### PROMPT
Identify the lines that contain the string "produces" and copy all of them.

### MATERIAL TO PROCESS
-- Start --

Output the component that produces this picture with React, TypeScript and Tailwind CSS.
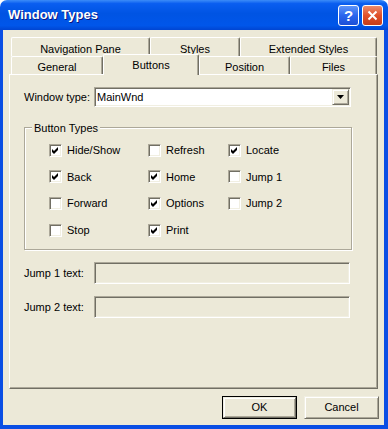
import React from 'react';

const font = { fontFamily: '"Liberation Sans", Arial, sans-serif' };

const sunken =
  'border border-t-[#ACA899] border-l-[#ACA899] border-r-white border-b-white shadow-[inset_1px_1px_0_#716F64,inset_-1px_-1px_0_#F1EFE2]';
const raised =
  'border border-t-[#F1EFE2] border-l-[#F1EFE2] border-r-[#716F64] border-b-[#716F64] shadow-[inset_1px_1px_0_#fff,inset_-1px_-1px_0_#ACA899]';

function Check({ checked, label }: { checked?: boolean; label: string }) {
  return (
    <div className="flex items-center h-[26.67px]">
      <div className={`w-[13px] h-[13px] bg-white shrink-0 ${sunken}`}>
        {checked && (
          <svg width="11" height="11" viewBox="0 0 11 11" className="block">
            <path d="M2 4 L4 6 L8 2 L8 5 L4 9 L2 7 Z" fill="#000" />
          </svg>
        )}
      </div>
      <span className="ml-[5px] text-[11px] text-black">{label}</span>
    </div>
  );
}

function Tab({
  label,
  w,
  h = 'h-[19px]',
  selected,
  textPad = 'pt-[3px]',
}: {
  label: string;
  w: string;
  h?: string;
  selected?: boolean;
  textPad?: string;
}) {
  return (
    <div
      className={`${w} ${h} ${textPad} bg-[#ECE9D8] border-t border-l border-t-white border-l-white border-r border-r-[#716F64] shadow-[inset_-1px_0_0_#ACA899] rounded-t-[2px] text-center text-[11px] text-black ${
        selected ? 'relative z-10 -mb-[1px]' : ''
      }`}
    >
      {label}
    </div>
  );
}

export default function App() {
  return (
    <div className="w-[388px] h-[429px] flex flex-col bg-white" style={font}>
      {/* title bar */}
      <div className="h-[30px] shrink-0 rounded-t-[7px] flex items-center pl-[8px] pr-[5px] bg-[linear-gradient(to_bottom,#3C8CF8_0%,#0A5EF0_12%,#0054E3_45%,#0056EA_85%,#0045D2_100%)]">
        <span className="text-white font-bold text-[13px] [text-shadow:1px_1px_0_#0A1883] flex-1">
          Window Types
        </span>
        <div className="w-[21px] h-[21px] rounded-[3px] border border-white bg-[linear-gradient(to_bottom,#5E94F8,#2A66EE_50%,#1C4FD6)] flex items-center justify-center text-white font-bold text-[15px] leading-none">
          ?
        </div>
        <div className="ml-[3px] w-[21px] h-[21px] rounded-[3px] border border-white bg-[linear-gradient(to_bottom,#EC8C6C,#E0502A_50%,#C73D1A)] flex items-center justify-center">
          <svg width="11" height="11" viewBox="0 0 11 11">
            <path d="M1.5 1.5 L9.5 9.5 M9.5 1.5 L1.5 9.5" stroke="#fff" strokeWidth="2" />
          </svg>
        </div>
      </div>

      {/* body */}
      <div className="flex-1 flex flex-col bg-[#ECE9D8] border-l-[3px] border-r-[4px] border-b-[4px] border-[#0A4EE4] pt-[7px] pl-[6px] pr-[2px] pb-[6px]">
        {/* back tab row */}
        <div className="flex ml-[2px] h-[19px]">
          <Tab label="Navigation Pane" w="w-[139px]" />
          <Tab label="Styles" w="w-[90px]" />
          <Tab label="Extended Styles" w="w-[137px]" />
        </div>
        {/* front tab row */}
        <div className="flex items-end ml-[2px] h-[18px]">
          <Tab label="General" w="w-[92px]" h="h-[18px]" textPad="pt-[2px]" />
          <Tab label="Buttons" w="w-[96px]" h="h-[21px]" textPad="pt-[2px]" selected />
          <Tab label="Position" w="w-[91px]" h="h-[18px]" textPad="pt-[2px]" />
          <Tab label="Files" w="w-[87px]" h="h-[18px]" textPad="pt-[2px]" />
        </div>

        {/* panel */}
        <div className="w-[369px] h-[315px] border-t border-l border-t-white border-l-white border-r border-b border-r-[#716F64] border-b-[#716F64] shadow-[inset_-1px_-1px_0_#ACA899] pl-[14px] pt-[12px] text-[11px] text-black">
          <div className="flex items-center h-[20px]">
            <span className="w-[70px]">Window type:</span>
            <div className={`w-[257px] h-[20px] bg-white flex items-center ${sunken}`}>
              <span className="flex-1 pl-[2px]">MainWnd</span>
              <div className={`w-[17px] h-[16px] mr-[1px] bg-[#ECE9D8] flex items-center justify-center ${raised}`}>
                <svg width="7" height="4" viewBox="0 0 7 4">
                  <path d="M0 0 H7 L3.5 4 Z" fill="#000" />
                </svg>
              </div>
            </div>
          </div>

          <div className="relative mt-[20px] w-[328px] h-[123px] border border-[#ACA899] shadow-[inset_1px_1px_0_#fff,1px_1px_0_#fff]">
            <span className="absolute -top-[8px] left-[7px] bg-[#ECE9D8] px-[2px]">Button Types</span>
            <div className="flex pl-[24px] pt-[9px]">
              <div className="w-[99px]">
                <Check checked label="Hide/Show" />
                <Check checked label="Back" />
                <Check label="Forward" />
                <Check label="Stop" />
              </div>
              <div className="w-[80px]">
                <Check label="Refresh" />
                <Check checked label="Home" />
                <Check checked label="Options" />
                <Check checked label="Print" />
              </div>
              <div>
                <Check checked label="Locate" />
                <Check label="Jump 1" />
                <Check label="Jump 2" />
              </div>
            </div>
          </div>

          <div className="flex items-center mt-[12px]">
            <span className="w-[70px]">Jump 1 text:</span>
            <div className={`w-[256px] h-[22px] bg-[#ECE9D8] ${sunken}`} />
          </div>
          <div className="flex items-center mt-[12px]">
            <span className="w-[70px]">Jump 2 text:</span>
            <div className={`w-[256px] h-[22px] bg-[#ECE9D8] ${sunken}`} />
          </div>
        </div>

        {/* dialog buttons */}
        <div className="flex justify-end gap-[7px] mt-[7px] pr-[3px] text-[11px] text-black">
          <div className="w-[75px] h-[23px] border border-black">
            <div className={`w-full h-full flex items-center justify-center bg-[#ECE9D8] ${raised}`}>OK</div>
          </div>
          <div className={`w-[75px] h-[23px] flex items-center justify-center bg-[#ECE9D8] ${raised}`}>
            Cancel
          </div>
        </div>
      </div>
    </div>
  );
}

-- End --
-- Start --

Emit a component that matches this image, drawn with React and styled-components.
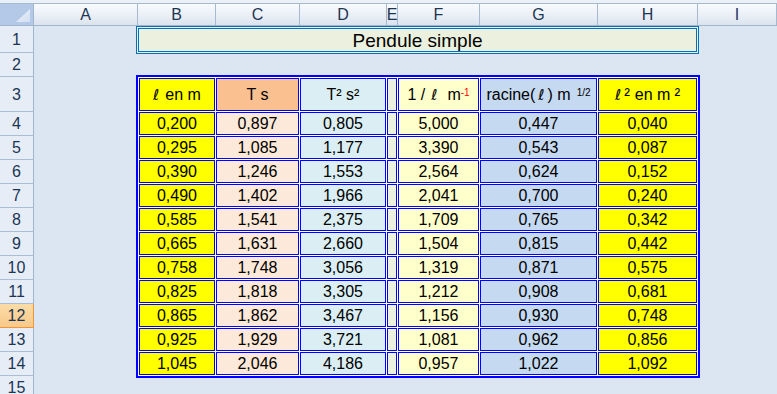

-- End --
-- Start --

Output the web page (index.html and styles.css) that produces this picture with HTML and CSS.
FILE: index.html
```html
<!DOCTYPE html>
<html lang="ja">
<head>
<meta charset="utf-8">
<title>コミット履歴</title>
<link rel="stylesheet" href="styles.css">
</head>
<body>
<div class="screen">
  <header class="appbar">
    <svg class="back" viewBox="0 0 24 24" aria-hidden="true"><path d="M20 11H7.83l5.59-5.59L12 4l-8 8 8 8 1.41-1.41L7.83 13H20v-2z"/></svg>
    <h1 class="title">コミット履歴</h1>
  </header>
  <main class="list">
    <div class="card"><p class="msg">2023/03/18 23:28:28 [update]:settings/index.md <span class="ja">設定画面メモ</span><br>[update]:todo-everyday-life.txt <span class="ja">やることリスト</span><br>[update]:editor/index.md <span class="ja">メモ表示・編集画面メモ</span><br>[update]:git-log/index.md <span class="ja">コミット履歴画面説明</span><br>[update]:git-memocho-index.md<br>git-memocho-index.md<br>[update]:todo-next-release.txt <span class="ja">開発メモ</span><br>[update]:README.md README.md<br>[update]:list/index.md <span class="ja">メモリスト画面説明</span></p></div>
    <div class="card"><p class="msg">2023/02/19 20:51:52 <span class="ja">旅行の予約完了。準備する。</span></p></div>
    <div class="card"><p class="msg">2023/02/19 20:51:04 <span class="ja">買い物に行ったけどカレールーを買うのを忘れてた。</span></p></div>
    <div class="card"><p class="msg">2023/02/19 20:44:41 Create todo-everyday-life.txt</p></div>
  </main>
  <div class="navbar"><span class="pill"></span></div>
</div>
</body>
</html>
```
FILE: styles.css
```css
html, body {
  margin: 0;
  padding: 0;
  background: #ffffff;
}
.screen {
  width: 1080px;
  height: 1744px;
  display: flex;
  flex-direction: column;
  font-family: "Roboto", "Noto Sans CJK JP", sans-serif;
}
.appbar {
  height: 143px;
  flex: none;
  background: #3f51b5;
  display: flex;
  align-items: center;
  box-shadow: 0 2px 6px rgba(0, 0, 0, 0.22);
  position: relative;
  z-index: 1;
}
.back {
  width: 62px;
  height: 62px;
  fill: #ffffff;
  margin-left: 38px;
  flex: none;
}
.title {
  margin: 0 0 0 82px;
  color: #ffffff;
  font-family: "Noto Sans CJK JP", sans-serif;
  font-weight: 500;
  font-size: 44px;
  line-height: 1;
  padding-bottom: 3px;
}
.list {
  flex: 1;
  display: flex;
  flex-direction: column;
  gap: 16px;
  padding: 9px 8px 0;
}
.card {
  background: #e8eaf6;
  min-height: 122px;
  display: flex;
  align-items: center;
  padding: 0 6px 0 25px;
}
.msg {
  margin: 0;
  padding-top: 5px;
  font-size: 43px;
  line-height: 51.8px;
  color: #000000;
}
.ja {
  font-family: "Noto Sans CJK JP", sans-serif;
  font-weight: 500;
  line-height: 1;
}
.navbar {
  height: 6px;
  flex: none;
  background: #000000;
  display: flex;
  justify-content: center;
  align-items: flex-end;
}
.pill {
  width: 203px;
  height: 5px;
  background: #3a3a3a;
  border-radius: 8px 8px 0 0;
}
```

-- End --

### RESULT
Output the component that produces this picture with React, TypeScript and Tailwind CSS.
Output the web page (index.html and styles.css) that produces this picture with HTML and CSS.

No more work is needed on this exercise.